> _WHAT YOU ARE ASKED TO DO_
Extract the lines that hold the string "styles".

> _RECORDED DATA_
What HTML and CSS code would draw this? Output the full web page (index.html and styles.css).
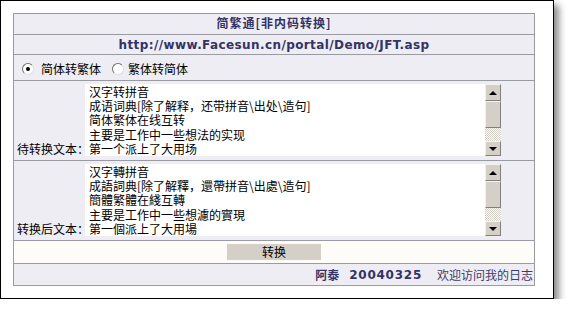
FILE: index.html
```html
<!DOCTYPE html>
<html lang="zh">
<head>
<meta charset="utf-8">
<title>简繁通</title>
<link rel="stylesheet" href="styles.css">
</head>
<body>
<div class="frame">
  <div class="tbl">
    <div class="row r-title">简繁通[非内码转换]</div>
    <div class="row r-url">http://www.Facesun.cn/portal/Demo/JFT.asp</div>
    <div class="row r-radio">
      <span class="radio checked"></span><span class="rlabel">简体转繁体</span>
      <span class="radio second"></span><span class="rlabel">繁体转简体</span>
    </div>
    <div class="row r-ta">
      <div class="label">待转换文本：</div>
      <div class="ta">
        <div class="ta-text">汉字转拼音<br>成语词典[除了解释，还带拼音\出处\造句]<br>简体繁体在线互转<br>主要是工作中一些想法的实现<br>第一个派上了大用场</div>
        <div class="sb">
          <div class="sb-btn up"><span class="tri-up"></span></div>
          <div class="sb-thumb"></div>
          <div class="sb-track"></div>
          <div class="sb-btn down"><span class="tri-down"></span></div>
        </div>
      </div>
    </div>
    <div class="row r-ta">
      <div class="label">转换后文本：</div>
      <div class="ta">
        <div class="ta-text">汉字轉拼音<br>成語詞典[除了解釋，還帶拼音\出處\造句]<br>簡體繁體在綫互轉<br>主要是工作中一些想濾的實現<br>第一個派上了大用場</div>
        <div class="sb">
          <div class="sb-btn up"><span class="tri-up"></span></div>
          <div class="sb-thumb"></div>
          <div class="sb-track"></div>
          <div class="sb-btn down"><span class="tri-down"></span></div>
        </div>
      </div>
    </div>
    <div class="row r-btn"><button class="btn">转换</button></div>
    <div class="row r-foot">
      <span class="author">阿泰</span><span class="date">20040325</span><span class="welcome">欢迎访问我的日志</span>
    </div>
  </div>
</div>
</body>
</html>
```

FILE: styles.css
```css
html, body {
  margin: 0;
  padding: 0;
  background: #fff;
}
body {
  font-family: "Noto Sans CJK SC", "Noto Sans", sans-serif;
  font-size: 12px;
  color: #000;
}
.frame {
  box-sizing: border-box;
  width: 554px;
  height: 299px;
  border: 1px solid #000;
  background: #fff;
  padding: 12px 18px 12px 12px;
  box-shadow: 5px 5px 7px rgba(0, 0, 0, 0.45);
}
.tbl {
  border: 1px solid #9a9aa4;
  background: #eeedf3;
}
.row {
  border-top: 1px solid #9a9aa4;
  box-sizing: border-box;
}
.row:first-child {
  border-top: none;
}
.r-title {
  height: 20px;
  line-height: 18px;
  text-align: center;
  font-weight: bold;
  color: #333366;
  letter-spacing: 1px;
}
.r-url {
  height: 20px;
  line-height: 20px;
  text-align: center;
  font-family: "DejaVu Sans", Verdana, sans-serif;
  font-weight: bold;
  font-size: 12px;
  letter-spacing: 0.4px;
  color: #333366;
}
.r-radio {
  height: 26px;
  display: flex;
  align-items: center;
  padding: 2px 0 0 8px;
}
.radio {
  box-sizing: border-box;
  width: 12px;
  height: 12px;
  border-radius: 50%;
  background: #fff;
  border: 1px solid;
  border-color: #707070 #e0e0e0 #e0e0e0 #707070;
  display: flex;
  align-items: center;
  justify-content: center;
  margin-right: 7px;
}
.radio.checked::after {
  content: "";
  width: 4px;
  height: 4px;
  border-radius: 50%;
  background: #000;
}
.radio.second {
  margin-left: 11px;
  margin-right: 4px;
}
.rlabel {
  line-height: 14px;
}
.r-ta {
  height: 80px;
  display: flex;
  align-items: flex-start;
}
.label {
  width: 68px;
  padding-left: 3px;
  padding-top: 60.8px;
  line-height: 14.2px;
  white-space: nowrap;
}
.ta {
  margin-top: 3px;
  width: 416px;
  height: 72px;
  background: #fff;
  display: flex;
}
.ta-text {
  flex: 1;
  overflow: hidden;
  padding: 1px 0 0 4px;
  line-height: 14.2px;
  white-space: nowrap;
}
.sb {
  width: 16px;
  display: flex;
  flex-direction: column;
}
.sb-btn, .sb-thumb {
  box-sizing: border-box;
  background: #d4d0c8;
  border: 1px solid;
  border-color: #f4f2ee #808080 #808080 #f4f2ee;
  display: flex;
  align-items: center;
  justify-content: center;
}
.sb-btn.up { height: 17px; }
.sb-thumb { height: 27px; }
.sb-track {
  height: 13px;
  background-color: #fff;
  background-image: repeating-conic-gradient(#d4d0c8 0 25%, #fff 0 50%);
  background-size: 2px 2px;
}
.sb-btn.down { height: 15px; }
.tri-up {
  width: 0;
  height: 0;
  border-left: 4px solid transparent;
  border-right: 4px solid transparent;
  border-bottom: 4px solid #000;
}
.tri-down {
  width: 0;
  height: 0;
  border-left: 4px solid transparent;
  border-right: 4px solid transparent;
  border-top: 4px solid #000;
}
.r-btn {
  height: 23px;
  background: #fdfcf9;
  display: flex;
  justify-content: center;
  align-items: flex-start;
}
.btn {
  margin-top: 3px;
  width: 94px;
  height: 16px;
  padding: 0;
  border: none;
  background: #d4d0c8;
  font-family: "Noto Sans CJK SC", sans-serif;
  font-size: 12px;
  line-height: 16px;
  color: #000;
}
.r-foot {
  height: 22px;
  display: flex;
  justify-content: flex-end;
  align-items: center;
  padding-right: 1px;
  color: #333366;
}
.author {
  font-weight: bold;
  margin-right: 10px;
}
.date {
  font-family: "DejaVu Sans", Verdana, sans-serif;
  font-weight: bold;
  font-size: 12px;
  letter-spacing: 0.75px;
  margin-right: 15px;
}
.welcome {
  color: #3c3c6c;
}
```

> _REPLY TO THE EXERCISE_
What HTML and CSS code would draw this? Output the full web page (index.html and styles.css).
<link rel="stylesheet" href="styles.css">
FILE: styles.css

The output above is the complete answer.